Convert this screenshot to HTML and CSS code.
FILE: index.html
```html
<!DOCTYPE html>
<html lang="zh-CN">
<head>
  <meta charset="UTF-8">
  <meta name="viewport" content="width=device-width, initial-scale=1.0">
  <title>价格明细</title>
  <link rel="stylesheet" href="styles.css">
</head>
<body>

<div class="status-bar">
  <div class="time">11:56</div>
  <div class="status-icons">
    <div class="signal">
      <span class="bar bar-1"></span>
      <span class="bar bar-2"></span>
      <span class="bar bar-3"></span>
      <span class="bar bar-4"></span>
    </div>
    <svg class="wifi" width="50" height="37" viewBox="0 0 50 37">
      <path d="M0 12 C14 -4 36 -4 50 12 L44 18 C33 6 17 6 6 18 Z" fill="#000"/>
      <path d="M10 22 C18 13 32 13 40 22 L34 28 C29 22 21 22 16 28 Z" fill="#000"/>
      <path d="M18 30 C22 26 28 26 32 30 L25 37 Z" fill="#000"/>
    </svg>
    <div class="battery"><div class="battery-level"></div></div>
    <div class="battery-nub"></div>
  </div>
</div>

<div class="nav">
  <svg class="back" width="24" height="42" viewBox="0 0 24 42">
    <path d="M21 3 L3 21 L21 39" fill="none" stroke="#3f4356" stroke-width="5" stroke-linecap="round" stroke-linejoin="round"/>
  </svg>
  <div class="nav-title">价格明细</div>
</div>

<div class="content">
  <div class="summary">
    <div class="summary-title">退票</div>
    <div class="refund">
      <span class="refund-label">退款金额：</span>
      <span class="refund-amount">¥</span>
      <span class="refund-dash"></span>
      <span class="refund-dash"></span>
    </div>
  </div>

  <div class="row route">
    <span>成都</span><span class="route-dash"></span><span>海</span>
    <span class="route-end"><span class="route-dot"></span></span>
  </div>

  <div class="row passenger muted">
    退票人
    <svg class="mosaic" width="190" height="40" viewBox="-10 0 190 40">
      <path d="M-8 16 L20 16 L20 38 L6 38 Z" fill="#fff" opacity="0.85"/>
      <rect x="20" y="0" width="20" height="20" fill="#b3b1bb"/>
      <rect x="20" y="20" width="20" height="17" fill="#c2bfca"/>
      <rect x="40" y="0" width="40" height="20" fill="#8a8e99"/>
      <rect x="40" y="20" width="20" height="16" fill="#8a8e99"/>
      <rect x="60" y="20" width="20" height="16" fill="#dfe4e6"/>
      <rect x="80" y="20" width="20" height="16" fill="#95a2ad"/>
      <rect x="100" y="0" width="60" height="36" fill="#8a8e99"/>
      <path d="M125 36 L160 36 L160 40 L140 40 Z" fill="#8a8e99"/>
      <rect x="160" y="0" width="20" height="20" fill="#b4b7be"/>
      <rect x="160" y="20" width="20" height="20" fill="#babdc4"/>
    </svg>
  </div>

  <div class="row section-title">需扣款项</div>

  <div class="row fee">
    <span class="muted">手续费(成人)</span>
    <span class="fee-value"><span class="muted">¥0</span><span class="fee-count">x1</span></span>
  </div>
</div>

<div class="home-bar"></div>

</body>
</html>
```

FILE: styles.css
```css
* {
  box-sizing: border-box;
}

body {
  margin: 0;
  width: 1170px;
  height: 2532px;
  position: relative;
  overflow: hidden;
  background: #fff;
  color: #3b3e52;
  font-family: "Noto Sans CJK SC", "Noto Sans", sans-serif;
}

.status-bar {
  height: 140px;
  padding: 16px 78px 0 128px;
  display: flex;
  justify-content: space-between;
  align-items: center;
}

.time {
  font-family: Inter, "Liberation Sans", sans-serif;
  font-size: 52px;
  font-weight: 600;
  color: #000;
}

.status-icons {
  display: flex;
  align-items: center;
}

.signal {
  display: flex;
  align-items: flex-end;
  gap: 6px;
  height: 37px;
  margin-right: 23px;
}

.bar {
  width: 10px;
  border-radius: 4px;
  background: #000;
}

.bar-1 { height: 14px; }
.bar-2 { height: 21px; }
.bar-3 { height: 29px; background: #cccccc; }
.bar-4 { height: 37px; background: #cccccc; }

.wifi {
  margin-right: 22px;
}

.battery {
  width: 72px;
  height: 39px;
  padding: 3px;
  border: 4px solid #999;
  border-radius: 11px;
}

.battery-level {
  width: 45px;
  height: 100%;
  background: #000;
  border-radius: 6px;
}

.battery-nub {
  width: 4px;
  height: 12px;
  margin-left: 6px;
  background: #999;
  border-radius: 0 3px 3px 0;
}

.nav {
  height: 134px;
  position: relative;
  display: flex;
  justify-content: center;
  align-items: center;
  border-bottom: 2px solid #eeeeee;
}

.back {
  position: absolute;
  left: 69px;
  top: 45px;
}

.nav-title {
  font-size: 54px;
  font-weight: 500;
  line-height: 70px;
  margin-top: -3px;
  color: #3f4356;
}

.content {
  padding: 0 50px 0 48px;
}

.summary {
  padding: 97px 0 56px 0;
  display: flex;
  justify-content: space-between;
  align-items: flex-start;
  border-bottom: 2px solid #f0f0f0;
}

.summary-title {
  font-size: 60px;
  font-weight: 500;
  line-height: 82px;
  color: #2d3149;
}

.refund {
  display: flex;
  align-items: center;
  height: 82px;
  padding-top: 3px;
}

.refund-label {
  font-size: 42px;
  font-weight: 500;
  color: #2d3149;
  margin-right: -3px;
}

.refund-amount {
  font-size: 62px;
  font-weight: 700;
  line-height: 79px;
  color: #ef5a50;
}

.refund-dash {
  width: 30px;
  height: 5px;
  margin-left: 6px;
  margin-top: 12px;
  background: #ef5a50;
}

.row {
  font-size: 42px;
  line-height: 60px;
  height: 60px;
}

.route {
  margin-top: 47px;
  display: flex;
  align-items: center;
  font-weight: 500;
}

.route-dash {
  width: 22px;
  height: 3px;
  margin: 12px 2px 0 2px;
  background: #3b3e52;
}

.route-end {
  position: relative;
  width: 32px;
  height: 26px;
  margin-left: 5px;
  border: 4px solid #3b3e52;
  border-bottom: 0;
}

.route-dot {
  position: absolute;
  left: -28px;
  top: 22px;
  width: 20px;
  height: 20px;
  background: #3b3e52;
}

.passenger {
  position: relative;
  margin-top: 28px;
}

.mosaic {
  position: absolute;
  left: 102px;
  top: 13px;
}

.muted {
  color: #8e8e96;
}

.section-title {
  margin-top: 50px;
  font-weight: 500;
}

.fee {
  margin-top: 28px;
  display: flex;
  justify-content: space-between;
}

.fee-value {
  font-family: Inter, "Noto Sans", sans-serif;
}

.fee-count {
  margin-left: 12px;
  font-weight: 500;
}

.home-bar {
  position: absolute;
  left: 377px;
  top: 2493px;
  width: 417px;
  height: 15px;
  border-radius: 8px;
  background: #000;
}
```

========================================

## Short exercise
Copy out the full listing exactly.

## Task response
Convert this screenshot to HTML and CSS code.
FILE: index.html
```html
<!DOCTYPE html>
<html lang="zh-CN">
<head>
  <meta charset="UTF-8">
  <meta name="viewport" content="width=device-width, initial-scale=1.0">
  <title>价格明细</title>
  <link rel="stylesheet" href="styles.css">
</head>
<body>

<div class="status-bar">
  <div class="time">11:56</div>
  <div class="status-icons">
    <div class="signal">
      <span class="bar bar-1"></span>
      <span class="bar bar-2"></span>
      <span class="bar bar-3"></span>
      <span class="bar bar-4"></span>
    </div>
    <svg class="wifi" width="50" height="37" viewBox="0 0 50 37">
      <path d="M0 12 C14 -4 36 -4 50 12 L44 18 C33 6 17 6 6 18 Z" fill="#000"/>
      <path d="M10 22 C18 13 32 13 40 22 L34 28 C29 22 21 22 16 28 Z" fill="#000"/>
      <path d="M18 30 C22 26 28 26 32 30 L25 37 Z" fill="#000"/>
    </svg>
    <div class="battery"><div class="battery-level"></div></div>
    <div class="battery-nub"></div>
  </div>
</div>

<div class="nav">
  <svg class="back" width="24" height="42" viewBox="0 0 24 42">
    <path d="M21 3 L3 21 L21 39" fill="none" stroke="#3f4356" stroke-width="5" stroke-linecap="round" stroke-linejoin="round"/>
  </svg>
  <div class="nav-title">价格明细</div>
</div>

<div class="content">
  <div class="summary">
    <div class="summary-title">退票</div>
    <div class="refund">
      <span class="refund-label">退款金额：</span>
      <span class="refund-amount">¥</span>
      <span class="refund-dash"></span>
      <span class="refund-dash"></span>
    </div>
  </div>

  <div class="row route">
    <span>成都</span><span class="route-dash"></span><span>海</span>
    <span class="route-end"><span class="route-dot"></span></span>
  </div>

  <div class="row passenger muted">
    退票人
    <svg class="mosaic" width="190" height="40" viewBox="-10 0 190 40">
      <path d="M-8 16 L20 16 L20 38 L6 38 Z" fill="#fff" opacity="0.85"/>
      <rect x="20" y="0" width="20" height="20" fill="#b3b1bb"/>
      <rect x="20" y="20" width="20" height="17" fill="#c2bfca"/>
      <rect x="40" y="0" width="40" height="20" fill="#8a8e99"/>
      <rect x="40" y="20" width="20" height="16" fill="#8a8e99"/>
      <rect x="60" y="20" width="20" height="16" fill="#dfe4e6"/>
      <rect x="80" y="20" width="20" height="16" fill="#95a2ad"/>
      <rect x="100" y="0" width="60" height="36" fill="#8a8e99"/>
      <path d="M125 36 L160 36 L160 40 L140 40 Z" fill="#8a8e99"/>
      <rect x="160" y="0" width="20" height="20" fill="#b4b7be"/>
      <rect x="160" y="20" width="20" height="20" fill="#babdc4"/>
    </svg>
  </div>

  <div class="row section-title">需扣款项</div>

  <div class="row fee">
    <span class="muted">手续费(成人)</span>
    <span class="fee-value"><span class="muted">¥0</span><span class="fee-count">x1</span></span>
  </div>
</div>

<div class="home-bar"></div>

</body>
</html>
```

FILE: styles.css
```css
* {
  box-sizing: border-box;
}

body {
  margin: 0;
  width: 1170px;
  height: 2532px;
  position: relative;
  overflow: hidden;
  background: #fff;
  color: #3b3e52;
  font-family: "Noto Sans CJK SC", "Noto Sans", sans-serif;
}

.status-bar {
  height: 140px;
  padding: 16px 78px 0 128px;
  display: flex;
  justify-content: space-between;
  align-items: center;
}

.time {
  font-family: Inter, "Liberation Sans", sans-serif;
  font-size: 52px;
  font-weight: 600;
  color: #000;
}

.status-icons {
  display: flex;
  align-items: center;
}

.signal {
  display: flex;
  align-items: flex-end;
  gap: 6px;
  height: 37px;
  margin-right: 23px;
}

.bar {
  width: 10px;
  border-radius: 4px;
  background: #000;
}

.bar-1 { height: 14px; }
.bar-2 { height: 21px; }
.bar-3 { height: 29px; background: #cccccc; }
.bar-4 { height: 37px; background: #cccccc; }

.wifi {
  margin-right: 22px;
}

.battery {
  width: 72px;
  height: 39px;
  padding: 3px;
  border: 4px solid #999;
  border-radius: 11px;
}

.battery-level {
  width: 45px;
  height: 100%;
  background: #000;
  border-radius: 6px;
}

.battery-nub {
  width: 4px;
  height: 12px;
  margin-left: 6px;
  background: #999;
  border-radius: 0 3px 3px 0;
}

.nav {
  height: 134px;
  position: relative;
  display: flex;
  justify-content: center;
  align-items: center;
  border-bottom: 2px solid #eeeeee;
}

.back {
  position: absolute;
  left: 69px;
  top: 45px;
}

.nav-title {
  font-size: 54px;
  font-weight: 500;
  line-height: 70px;
  margin-top: -3px;
  color: #3f4356;
}

.content {
  padding: 0 50px 0 48px;
}

.summary {
  padding: 97px 0 56px 0;
  display: flex;
  justify-content: space-between;
  align-items: flex-start;
  border-bottom: 2px solid #f0f0f0;
}

.summary-title {
  font-size: 60px;
  font-weight: 500;
  line-height: 82px;
  color: #2d3149;
}

.refund {
  display: flex;
  align-items: center;
  height: 82px;
  padding-top: 3px;
}

.refund-label {
  font-size: 42px;
  font-weight: 500;
  color: #2d3149;
  margin-right: -3px;
}

.refund-amount {
  font-size: 62px;
  font-weight: 700;
  line-height: 79px;
  color: #ef5a50;
}

.refund-dash {
  width: 30px;
  height: 5px;
  margin-left: 6px;
  margin-top: 12px;
  background: #ef5a50;
}

.row {
  font-size: 42px;
  line-height: 60px;
  height: 60px;
}

.route {
  margin-top: 47px;
  display: flex;
  align-items: center;
  font-weight: 500;
}

.route-dash {
  width: 22px;
  height: 3px;
  margin: 12px 2px 0 2px;
  background: #3b3e52;
}

.route-end {
  position: relative;
  width: 32px;
  height: 26px;
  margin-left: 5px;
  border: 4px solid #3b3e52;
  border-bottom: 0;
}

.route-dot {
  position: absolute;
  left: -28px;
  top: 22px;
  width: 20px;
  height: 20px;
  background: #3b3e52;
}

.passenger {
  position: relative;
  margin-top: 28px;
}

.mosaic {
  position: absolute;
  left: 102px;
  top: 13px;
}

.muted {
  color: #8e8e96;
}

.section-title {
  margin-top: 50px;
  font-weight: 500;
}

.fee {
  margin-top: 28px;
  display: flex;
  justify-content: space-between;
}

.fee-value {
  font-family: Inter, "Noto Sans", sans-serif;
}

.fee-count {
  margin-left: 12px;
  font-weight: 500;
}

.home-bar {
  position: absolute;
  left: 377px;
  top: 2493px;
  width: 417px;
  height: 15px;
  border-radius: 8px;
  background: #000;
}
```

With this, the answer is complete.